F45.v1
Interactive installation based in a flight simulation videogame. Players are inmersed in an ambience of golden sparkles, and lie down in a big platform/bed. They'll try to take off by handling the stiff, suggerent joysti
As a child's game that reproduces a situation to prolong the pleasure, but also as a trauma that has been repressed and which returnes obsessively over and over again, the simulation of dreams is born: videogames.
Based on the existence of another space that is no longer in our subconscious, but that is external to us and to the real world: the "virtual". And - as dreams-breed, distort, parody, paraphrase the real world and our unconscious at the same time.
These virtual spaces offer us the possibility of carrying out the old desire to "awake within a dream": be aware and act in a world of wonder, freed at last from physical restraint.

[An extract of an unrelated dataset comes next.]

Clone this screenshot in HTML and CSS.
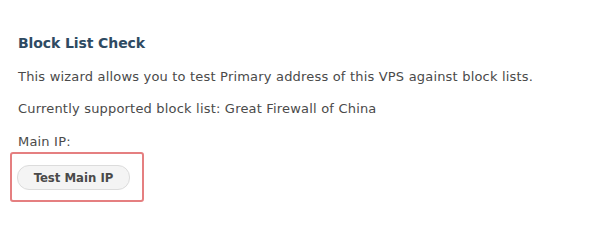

This illusion is fooled: the installation gives the viewer the possibility of actually interacting with the work, but only inside a strictly definite pattern that stresses the restrictive mood of the structure and subdues the spectator's behavior to the device. Both actors (player and system) get closed in a circle so that the interaction itself is subverted in every iteration of the loop. The instruments of action and control (the joystick, keyboard, mouse...) reveal themselves as the element of attraction, the bait for the user to perform the vital function- the work- to launch the device...
The project could be seen in 2000 at the XVI Muestra de Arte Injuve, Círculo de Bellas Artes in Madrid.
The installation was composed of a brass screen of 3x3m., a beamer, a computer, a joystick and a golden platform covered in golden cloth. The software was a simple real time 3D flight simulator created for the project, programmed with Dark Basic.
Idea and development: Carme Romero.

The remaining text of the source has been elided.